Directive: Give a verbatim copy of the lines below, minus the pictures.

# START OF Data block

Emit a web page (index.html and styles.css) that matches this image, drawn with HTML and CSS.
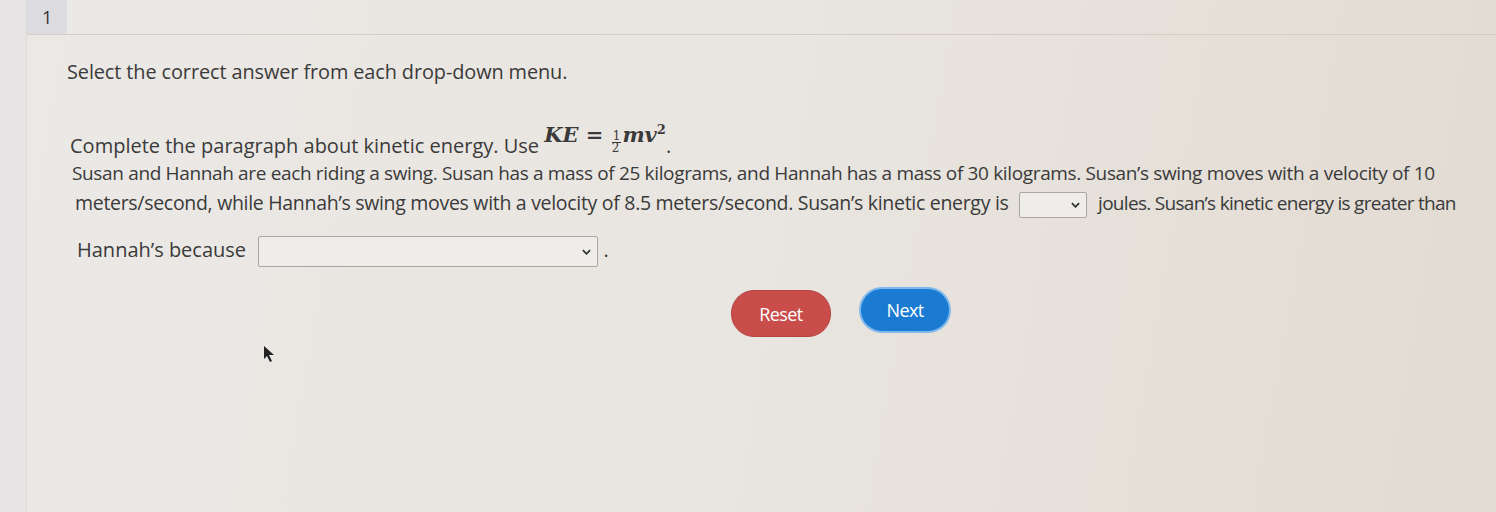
FILE: index.html
```html
<!DOCTYPE html>
<html>
<head>
<meta charset="utf-8">
<link rel="stylesheet" href="styles.css">
</head>
<body>
<div class="page">
  <div class="sidebar"></div>
  <div class="main">
    <div class="topbar"><div class="tab">1</div></div>
    <div class="content">
      <p class="instr">Select the correct answer from each drop-down menu.</p>
      <p class="prompt">Complete the paragraph about kinetic energy. Use <span class="math"><i>KE</i> = <span class="frac"><span class="num">1</span><span class="den">2</span></span><i>mv</i><sup>2</sup></span>.</p>
      <p class="para"><span class="l1">Susan and Hannah are each riding a swing. Susan has a mass of 25 kilograms, and Hannah has a mass of 30 kilograms. Susan’s swing moves with a velocity of 10</span><br><span class="l2">meters/second, while Hannah’s swing moves with a velocity of 8.5 meters/second. Susan’s kinetic energy is <span class="sel sel-small"><svg class="chev" viewBox="0 0 10 6"><path d="M1 1 L5 5 L9 1" fill="none" stroke="#333" stroke-width="2"/></svg></span> <span class="l2b">joules. Susan’s kinetic energy is greater than</span></span><br><span class="l3">Hannah’s because <span class="sel sel-wide"><svg class="chev" viewBox="0 0 10 6"><path d="M1 1 L5 5 L9 1" fill="none" stroke="#333" stroke-width="2"/></svg></span> .</span></p>
      <div class="buttons">
        <span class="btn reset">Reset</span>
        <span class="btn next">Next</span>
      </div>
      <div class="cursorrow"><svg class="cursor" viewBox="0 0 12 18" width="12" height="18"><path d="M1 1 L1 14 L4 11 L7 17 L9 16 L6 10 L11 10 Z" fill="#222"/></svg></div>
    </div>
  </div>
</div>
</body>
</html>
```
FILE: styles.css
```css
html, body { margin: 0; padding: 0; }
body {
  width: 1496px; height: 512px; overflow: hidden;
  background: linear-gradient(100deg, #ebe9e6 0%, #e9e5e0 50%, #e2dbd2 100%);
  font-family: "Open Sans", "Liberation Sans", sans-serif;
  color: #3a3a3a;
}
.page { display: flex; height: 512px; }
.sidebar { width: 26px; flex-shrink: 0; background: #e6e4e5; border-right: 1px solid #dcdad9; }
.main { flex: 1; min-width: 0; overflow: hidden; }
.topbar { height: 34px; border-bottom: 1px solid #d3cdc6; display: flex; }
.tab { width: 40px; background: #dcdbdf; font-size: 18px; text-align: left; padding-left: 15px; padding-top: 3px; box-sizing: border-box; line-height: 28px; color: #333; }
.content { padding-left: 40px; }
.instr { margin: 24px 0 0 0; font-size: 19.9px; line-height: 26px; letter-spacing: -0.1px; white-space: nowrap; }
.prompt { margin: 43px 0 0 3px; font-size: 20px; line-height: 26px; letter-spacing: 0; white-space: nowrap; }
.math { font-family: "DejaVu Serif", "Liberation Serif", serif; font-weight: bold; font-size: 21px; position: relative; top: -11px; letter-spacing: 0; }
.math i { font-style: italic; }
.frac { display: inline-flex; flex-direction: column; font-size: 12px; line-height: 11px; vertical-align: 2px; margin: 0 1px; font-weight: normal; }
.num { border-bottom: 1px solid #333; padding: 0 1px; }
.math sup { font-size: 13px; }
.para { margin: -7px 0 0 5px; font-size: 19px; line-height: 30px; letter-spacing: -0.35px; white-space: nowrap; }
.l2 { margin-left: 3px; font-size: 19.5px; letter-spacing: -0.3px; }
.l2b { font-size: 19px; letter-spacing: -0.7px; }
.sel { display: inline-flex; align-items: center; justify-content: flex-end; box-sizing: border-box; border: 1px solid #a9a6a3; background: #efede9; vertical-align: middle; border-radius: 2px; padding-right: 6px; }
.sel-small { width: 68px; height: 26px; margin: 0 6px; }
.sel-wide { width: 340px; height: 31px; margin-left: 7px; }
.chev { width: 9px; height: 6px; }
.l3 { display: inline-block; margin-top: 17px; margin-left: 5px; font-size: 20px; letter-spacing: 0; }
.buttons { display: flex; gap: 28px; margin: 20px 0 0 664px; align-items: flex-start; }
.btn { display: inline-flex; align-items: center; justify-content: center; border-radius: 23px; color: #fff; font-size: 18px; letter-spacing: -0.6px; }
.reset { width: 98px; height: 45px; background: #c94d4a; border: 1px solid #b54542; margin-top: 3px; }
.next { width: 88px; height: 42px; background: #1b7bd2; border: 2px solid #7fb8ec; }
.cursorrow { margin: 8px 0 0 196px; }
.cursor { display: block; }
```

# END OF Data block

Solution:
Emit a web page (index.html and styles.css) that matches this image, drawn with HTML and CSS.
FILE: index.html
```html
<!DOCTYPE html>
<html>
<head>
<meta charset="utf-8">
<link rel="stylesheet" href="styles.css">
</head>
<body>
<div class="page">
  <div class="sidebar"></div>
  <div class="main">
    <div class="topbar"><div class="tab">1</div></div>
    <div class="content">
      <p class="instr">Select the correct answer from each drop-down menu.</p>
      <p class="prompt">Complete the paragraph about kinetic energy. Use <span class="math"><i>KE</i> = <span class="frac"><span class="num">1</span><span class="den">2</span></span><i>mv</i><sup>2</sup></span>.</p>
      <p class="para"><span class="l1">Susan and Hannah are each riding a swing. Susan has a mass of 25 kilograms, and Hannah has a mass of 30 kilograms. Susan’s swing moves with a velocity of 10</span><br><span class="l2">meters/second, while Hannah’s swing moves with a velocity of 8.5 meters/second. Susan’s kinetic energy is <span class="sel sel-small"><svg class="chev" viewBox="0 0 10 6"><path d="M1 1 L5 5 L9 1" fill="none" stroke="#333" stroke-width="2"/></svg></span> <span class="l2b">joules. Susan’s kinetic energy is greater than</span></span><br><span class="l3">Hannah’s because <span class="sel sel-wide"><svg class="chev" viewBox="0 0 10 6"><path d="M1 1 L5 5 L9 1" fill="none" stroke="#333" stroke-width="2"/></svg></span> .</span></p>
      <div class="buttons">
        <span class="btn reset">Reset</span>
        <span class="btn next">Next</span>
      </div>
      <div class="cursorrow"><svg class="cursor" viewBox="0 0 12 18" width="12" height="18"><path d="M1 1 L1 14 L4 11 L7 17 L9 16 L6 10 L11 10 Z" fill="#222"/></svg></div>
    </div>
  </div>
</div>
</body>
</html>
```
FILE: styles.css
```css
html, body { margin: 0; padding: 0; }
body {
  width: 1496px; height: 512px; overflow: hidden;
  background: linear-gradient(100deg, #ebe9e6 0%, #e9e5e0 50%, #e2dbd2 100%);
  font-family: "Open Sans", "Liberation Sans", sans-serif;
  color: #3a3a3a;
}
.page { display: flex; height: 512px; }
.sidebar { width: 26px; flex-shrink: 0; background: #e6e4e5; border-right: 1px solid #dcdad9; }
.main { flex: 1; min-width: 0; overflow: hidden; }
.topbar { height: 34px; border-bottom: 1px solid #d3cdc6; display: flex; }
.tab { width: 40px; background: #dcdbdf; font-size: 18px; text-align: left; padding-left: 15px; padding-top: 3px; box-sizing: border-box; line-height: 28px; color: #333; }
.content { padding-left: 40px; }
.instr { margin: 24px 0 0 0; font-size: 19.9px; line-height: 26px; letter-spacing: -0.1px; white-space: nowrap; }
.prompt { margin: 43px 0 0 3px; font-size: 20px; line-height: 26px; letter-spacing: 0; white-space: nowrap; }
.math { font-family: "DejaVu Serif", "Liberation Serif", serif; font-weight: bold; font-size: 21px; position: relative; top: -11px; letter-spacing: 0; }
.math i { font-style: italic; }
.frac { display: inline-flex; flex-direction: column; font-size: 12px; line-height: 11px; vertical-align: 2px; margin: 0 1px; font-weight: normal; }
.num { border-bottom: 1px solid #333; padding: 0 1px; }
.math sup { font-size: 13px; }
.para { margin: -7px 0 0 5px; font-size: 19px; line-height: 30px; letter-spacing: -0.35px; white-space: nowrap; }
.l2 { margin-left: 3px; font-size: 19.5px; letter-spacing: -0.3px; }
.l2b { font-size: 19px; letter-spacing: -0.7px; }
.sel { display: inline-flex; align-items: center; justify-content: flex-end; box-sizing: border-box; border: 1px solid #a9a6a3; background: #efede9; vertical-align: middle; border-radius: 2px; padding-right: 6px; }
.sel-small { width: 68px; height: 26px; margin: 0 6px; }
.sel-wide { width: 340px; height: 31px; margin-left: 7px; }
.chev { width: 9px; height: 6px; }
.l3 { display: inline-block; margin-top: 17px; margin-left: 5px; font-size: 20px; letter-spacing: 0; }
.buttons { display: flex; gap: 28px; margin: 20px 0 0 664px; align-items: flex-start; }
.btn { display: inline-flex; align-items: center; justify-content: center; border-radius: 23px; color: #fff; font-size: 18px; letter-spacing: -0.6px; }
.reset { width: 98px; height: 45px; background: #c94d4a; border: 1px solid #b54542; margin-top: 3px; }
.next { width: 88px; height: 42px; background: #1b7bd2; border: 2px solid #7fb8ec; }
.cursorrow { margin: 8px 0 0 196px; }
.cursor { display: block; }
```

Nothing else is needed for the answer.